Head Of State Review

Head Of State
Mays Gilliam (Rock) is an alderman in a poor inner city borough, who is called upon to run for President after the previous candidate dies. The party want to muzzle him, but Gilliam has other ideas, even calling on his brother to be his runing mate.

by Simon Braund |
Published on
Release Date:

20 Aug 2003

Running Time:

95 minutes

Certificate:

12A

Original Title:

Head Of State

When the Hollywood machine casts a comedian as bitingly deft and incisive as Chris Rock as a standard-issue, motor-mouthed ghetto dawg, we can see it as a craven waste of talent.
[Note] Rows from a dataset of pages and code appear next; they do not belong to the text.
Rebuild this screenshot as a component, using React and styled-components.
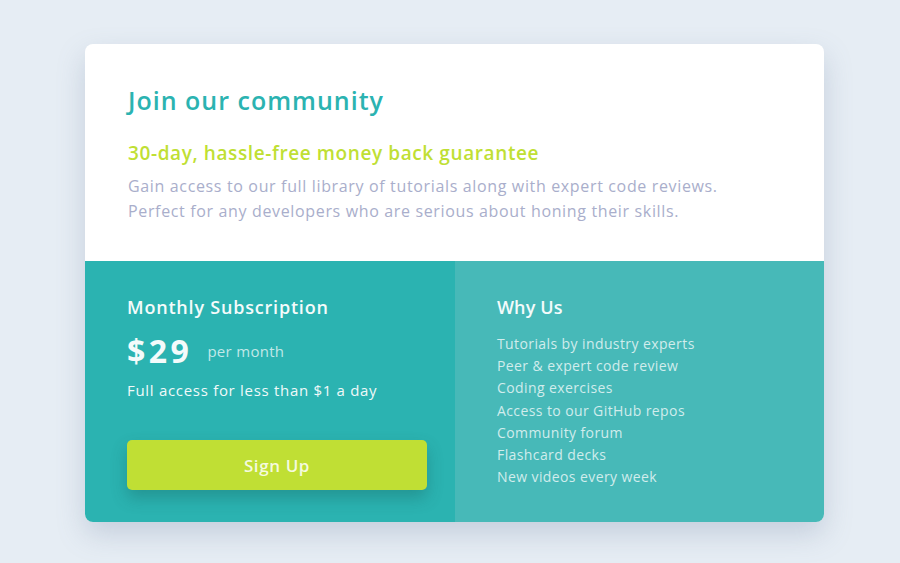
import styled, { createGlobalStyle } from "styled-components";

const Cyan = "#2bb3b1";
const LightCyan = "#47b9b8";
const Yellow = "#c0df34";
const GrayBlue = "#a9aecb";

const GlobalStyle = createGlobalStyle`
  html, body {
    margin: 0;
    padding: 0;
    background: #e6edf4;
    font-family: "Open Sans", "Liberation Sans", sans-serif;
  }
`;

const App = () => {
  const reasons = [
    "Tutorials by industry experts",
    "Peer & expert code review",
    "Coding exercises",
    "Access to our GitHub repos",
    "Community forum",
    "Flashcard decks",
    "New videos every week",
  ];
  return (
    <Page>
      <GlobalStyle />
      <Card>
        <Top>
          <Title>Join our community</Title>
          <Subtitle>30-day, hassle-free money back guarantee</Subtitle>
          <Text>
            Gain access to our full library of tutorials along with expert code reviews.
            <br />
            Perfect for any developers who are serious about honing their skills.
          </Text>
        </Top>
        <Bottom>
          <Column $bg={Cyan}>
            <Heading $wide>Monthly Subscription</Heading>
            <PriceRow>
              <Price>$29</Price>
              <Per>per month</Per>
            </PriceRow>
            <Note>Full access for less than $1 a day</Note>
            <Button>Sign Up</Button>
          </Column>
          <Column $bg={LightCyan}>
            <Heading>Why Us</Heading>
            <List>
              {reasons.map((r) => (
                <Item key={r}>{r}</Item>
              ))}
            </List>
          </Column>
        </Bottom>
      </Card>
    </Page>
  );
};

const Page = styled.div`
  width: 900px;
  height: 563px;
  padding-top: 44px;
  box-sizing: border-box;
  display: flex;
  justify-content: center;
  align-items: flex-start;
`;

const Card = styled.div`
  width: 739px;
  height: 478px;
  margin-left: 9px;
  border-radius: 8px;
  overflow: hidden;
  background: white;
  box-shadow: 0 12px 28px rgba(110, 130, 160, 0.28);
  display: flex;
  flex-direction: column;
`;

const Top = styled.div`
  height: 217px;
  box-sizing: border-box;
  padding: 41px 43px 0;
`;

const Title = styled.h1`
  margin: 0;
  font-size: 25px;
  font-weight: 600;
  color: ${Cyan};
  letter-spacing: 1px;
  line-height: 30px;
`;

const Subtitle = styled.h2`
  margin: 27px 0 0;
  font-size: 19px;
  font-weight: 600;
  color: ${Yellow};
  letter-spacing: 0.6px;
  line-height: 22px;
`;

const Text = styled.p`
  margin: 10px 0 0;
  font-size: 16px;
  line-height: 25px;
  color: ${GrayBlue};
  letter-spacing: 0.65px;
`;

const Bottom = styled.div`
  flex: 1;
  display: grid;
  grid-template-columns: 370px 1fr;
`;

const Column = styled.div`
  background: ${(p) => p.$bg};
  padding: 34px 43px 0 42px;
  color: white;
  display: flex;
  flex-direction: column;
  align-items: flex-start;
`;

const Heading = styled.h3`
  margin: 0;
  font-size: 18px;
  font-weight: 600;
  line-height: 24px;
  letter-spacing: ${(p) => (p.$wide ? "0.8px" : "0.1px")};
  color: #f4fbfb;
`;

const PriceRow = styled.div`
  display: flex;
  align-items: center;
  gap: 15px;
  margin-top: 14px;
`;

const Price = styled.span`
  font-size: 32px;
  font-weight: 700;
  line-height: 36px;
  letter-spacing: 3.5px;
  color: #f4fbfb;
`;

const Per = styled.span`
  font-size: 15px;
  letter-spacing: 0.3px;
  color: rgba(255, 255, 255, 0.72);
`;

const Note = styled.div`
  margin-top: 11px;
  font-size: 15px;
  line-height: 20px;
  letter-spacing: 0.7px;
  color: #f0f9f9;
`;

const Button = styled.button`
  margin-top: 40px;
  width: 300px;
  height: 50px;
  border: none;
  border-radius: 5px;
  background: ${Yellow};
  color: rgba(255, 255, 255, 0.85);
  font-family: inherit;
  font-size: 17px;
  font-weight: 600;
  letter-spacing: 0.6px;
  box-shadow: 0 8px 16px rgba(20, 80, 80, 0.3);
  cursor: pointer;
`;

const List = styled.ul`
  list-style: none;
  margin: 14px 0 0;
  padding: 0;
`;

const Item = styled.li`
  font-size: 14px;
  line-height: 22.2px;
  letter-spacing: 0.4px;
  color: rgba(255, 255, 255, 0.75);
`;

export default App;
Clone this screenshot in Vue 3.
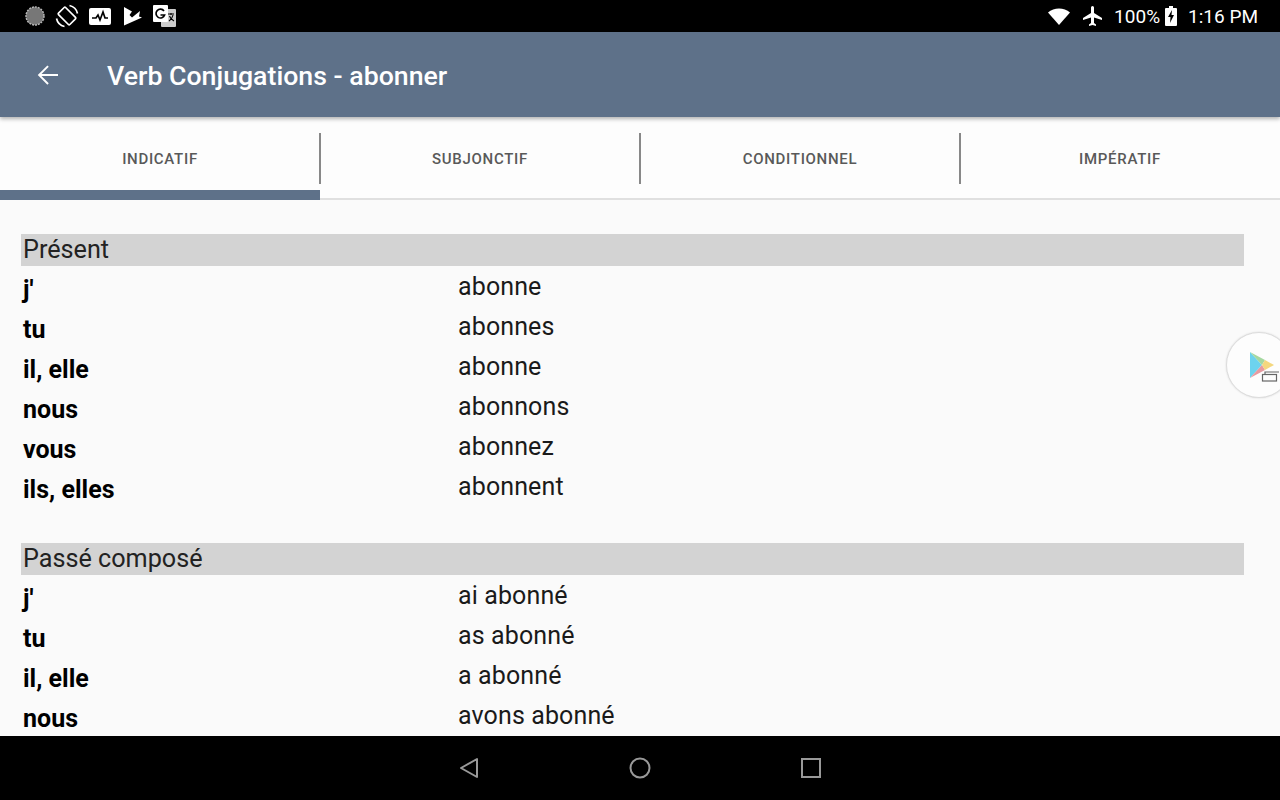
<template>
  <div class="screen">
    <div class="status-bar">
      <div class="status-left">
        <svg width="20" height="20" viewBox="0 0 20 20"><circle cx="10" cy="10" r="9" fill="#777" stroke="#bbb" stroke-width="1.4" stroke-dasharray="2 1" /></svg>
        <svg width="24" height="24" viewBox="0 0 24 24" fill="none" stroke="#fff" stroke-width="1.700">
          <rect x="7" y="4" width="10" height="16" rx="1" transform="rotate(-45 12 12)" />
          <path d="M14.500 1.500A10.500 10.500 0 0 1 22.500 9.500M9.500 22.500A10.500 10.500 0 0 1 1.500 14.500" />
        </svg>
        <svg width="22" height="17" viewBox="0 0 22 17">
          <rect width="22" height="17" rx="2" fill="#fff" />
          <path d="M3 10h4l2-3 2 5 3-8 2 6h3" fill="none" stroke="#000" stroke-width="1.700" />
        </svg>
        <svg class="check" width="18" height="19" viewBox="0 0 18 19">
          <path d="M0 0l8 4.500-2.500 3.500 2.500 2.500 8-6.500-1 5.500 3 1-18 8z" fill="#fff" />
        </svg>
        <svg width="23" height="22" viewBox="0 0 23 22">
          <rect x="8" y="4" width="15" height="18" rx="1" fill="#ccc" />
          <rect x="0" y="0" width="15" height="17" rx="1" fill="#fff" />
          <path d="M11 6a4.400 4.400 0 1 0 .6 4H7.500" fill="none" stroke="#000" stroke-width="1.700" />
          <path d="M15 9h6M18 8v2M20 10c-.6 3-2.400 5-4 6M16.500 11c.6 2 2.500 4 4.500 5" fill="none" stroke="#000" stroke-width="1.100" />
        </svg>
      </div>
      <div class="status-right">
        <svg class="wifi" width="22" height="17" viewBox="0 0 22 17">
          <path d="M0 4.500C6-1 16-1 22 4.500L11 17z" fill="#fff" />
        </svg>
        <svg class="plane" width="24" height="24" viewBox="0 0 24 24">
          <path d="M21 16v-2l-8-5V3.500a1.500 1.500 0 0 0-3 0V9l-8 5v2l8-2.500V19l-2 1.500V22l3.500-1 3.500 1v-1.500L13 19v-5.500z" fill="#fff" />
        </svg>
        <span class="pct">100%</span>
        <svg class="batt" width="12" height="20" viewBox="0 0 12 20">
          <path d="M4 0h4v2h3a1 1 0 0 1 1 1v16a1 1 0 0 1-1 1H1a1 1 0 0 1-1-1V3a1 1 0 0 1 1-1h3z" fill="#fff" />
          <path d="M7 4L3 11h2.500L5 17l4-8H6.500z" fill="#000" />
        </svg>
        <span class="clock">1:16 PM</span>
      </div>
    </div>

    <header class="toolbar">
      <svg class="back" width="30" height="30" viewBox="0 0 24 24">
        <path d="M20 11.200H6.800l5.800-5.800L11.500 4.300 3.800 12l7.700 7.700 1.100-1.100-5.800-5.800H20z" fill="#fff" />
      </svg>
      <h1 class="title">Verb Conjugations - abonner</h1>
    </header>

    <nav class="tabs">
      <div v-for="(tab, i) in tabs" :key="tab" class="tab" :class="{ active: i === 0 }">
        <span>{{ tab }}</span>
      </div>
    </nav>

    <main class="content">
      <section v-for="tense in tenses" :key="tense.name" class="tense">
        <div class="tense-name">{{ tense.name }}</div>
        <div v-for="row in tense.rows" :key="row[0]" class="row">
          <span class="pronoun">{{ row[0] }}</span>
          <span class="verb">{{ row[1] }}</span>
        </div>
      </section>
    </main>

    <div class="play-bubble">
      <svg width="32" height="32" viewBox="0 0 32 32">
        <path d="M2 1l12 13L2 27z" fill="#6dd3ee" />
        <path d="M2 1l15 8-3 5z" fill="#a5d8a0" />
        <path d="M2 27l15-8-3-5z" fill="#e79aa0" />
        <path d="M17 9l9 5-9 5-3-5z" fill="#f4d77e" />
        <rect x="14.500" y="23.500" width="14" height="6.500" fill="#fdfdfd" stroke="#666" stroke-width="1.200" />
        <path d="M17 23v-2h14" fill="none" stroke="#666" stroke-width="1.200" />
      </svg>
    </div>

    <footer class="nav-bar">
      <svg width="20" height="22" viewBox="0 0 20 22"><path d="M18 2v18L2 11z" fill="none" stroke="#999" stroke-width="2" stroke-linejoin="round" /></svg>
      <svg width="22" height="22" viewBox="0 0 22 22"><circle cx="11" cy="11" r="9.500" fill="none" stroke="#999" stroke-width="2" /></svg>
      <svg width="20" height="20" viewBox="0 0 20 20"><rect x="1" y="1" width="18" height="18" fill="none" stroke="#999" stroke-width="2" /></svg>
    </footer>
  </div>
</template>

<script setup>
const tabs = ['INDICATIF', 'SUBJONCTIF', 'CONDITIONNEL', 'IMPÉRATIF']

const tenses = [
  {
    name: 'Présent',
    rows: [
      ["j'", 'abonne'],
      ['tu', 'abonnes'],
      ['il, elle', 'abonne'],
      ['nous', 'abonnons'],
      ['vous', 'abonnez'],
      ['ils, elles', 'abonnent'],
    ],
  },
  {
    name: 'Passé composé',
    rows: [
      ["j'", 'ai abonné'],
      ['tu', 'as abonné'],
      ['il, elle', 'a abonné'],
      ['nous', 'avons abonné'],
    ],
  },
]
</script>

<style>
html, body { margin: 0; background: #000; overflow: hidden; }
</style>

<style scoped>
.screen {
  position: relative;
  width: 1280px;
  height: 800px;
  display: flex;
  flex-direction: column;
  overflow: hidden;
  background: #fafafa;
  font-family: Roboto, "Liberation Sans", sans-serif;
}

.status-bar {
  flex: 0 0 32px;
  display: flex;
  justify-content: space-between;
  align-items: center;
  background: #000;
  color: #fff;
  padding: 0 22px 0 25px;
}

.status-left { display: flex; align-items: center; gap: 10px; }
.status-left .check { margin: 0 1px 0 3px; }
.status-right { display: flex; align-items: center; }

.wifi { margin-right: 11px; }
.plane { margin-right: 9px; }
.pct { font-size: 19px; margin-right: 5px; }
.batt { margin-right: 11px; }
.clock { font-size: 19px; }

.toolbar {
  position: relative;
  z-index: 2;
  flex: 0 0 85px;
  display: flex;
  align-items: center;
  background: #5e7189;
  box-shadow: 0 2px 4px rgba(0, 0, 0, 0.3);
  padding-left: 33px;
}

.title {
  margin: 3px 0 0 44px;
  font-size: 26.700px;
  font-weight: 500;
  color: #fff;
}

.tabs {
  flex: 0 0 83px;
  display: flex;
  box-sizing: border-box;
  background: #fdfdfd;
  border-bottom: 2px solid #e0e0e0;
}

.tab {
  position: relative;
  flex: 1;
  display: flex;
  align-items: center;
  justify-content: center;
  padding-top: 3px;
  font-size: 15px;
  font-weight: 500;
  letter-spacing: 0.7px;
  color: #595959;
}

.tab:not(:last-child)::after {
  content: '';
  position: absolute;
  right: -1px;
  top: 16px;
  height: 51px;
  width: 2px;
  background: #888;
}

.tab.active::before {
  content: '';
  position: absolute;
  left: 0;
  right: 0;
  bottom: -2px;
  height: 10px;
  background: #5e7189;
}

.content {
  flex: 1;
  min-height: 0;
  overflow: hidden;
  padding: 34px 36px 0 21px;
}

.tense { margin-bottom: 37px; }

.tense-name {
  height: 32px;
  line-height: 31px;
  padding-left: 2px;
  font-size: 25.200px;
  color: #222;
  background: #d3d3d3;
}

.row {
  display: flex;
  height: 40px;
  padding-left: 2px;
  font-size: 25px;
  color: #1a1a1a;
}

.pronoun {
  width: 435px;
  line-height: 47px;
  font-weight: 700;
  color: #000;
}

.verb { line-height: 42px; letter-spacing: 0.12px; }

.play-bubble {
  position: absolute;
  left: 1226px;
  top: 332px;
  width: 66px;
  height: 66px;
  box-sizing: border-box;
  display: flex;
  align-items: center;
  padding: 3px 0 0 21px;
  border-radius: 50%;
  background: #fdfdfd;
  border: 1px solid #ddd;
  box-shadow: 0 0 2px rgba(0, 0, 0, 0.15);
}

.nav-bar {
  flex: 0 0 64px;
  display: flex;
  align-items: center;
  justify-content: center;
  gap: 150px;
  background: #000;
}
</style>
When he not only casts himself as a racial stereotype but also writes and directs the movie too, you have to wonder what the hell he's playing at.

In what is basically Mr. Homie Goes To Washington, Rock plays an inner-city alderman who's persuaded, for nefarious reasons, to run for President.

Naturally, he wows the voters by dressing like L.L. Cool J. circa 1983 and telling it like it is. That's not satire, that's a fairy tale, and a threadbare one at that - the kind of cozy liberal wet dream that, in stand-up mode, Rock would brutally savage in about 50 well-chosen words. And that's including all the rude ones.

Limp and toothless, simple and unadventurous, this is a major missed opportunity for Rock. Instead of tearing the system a new one, he's kissing it.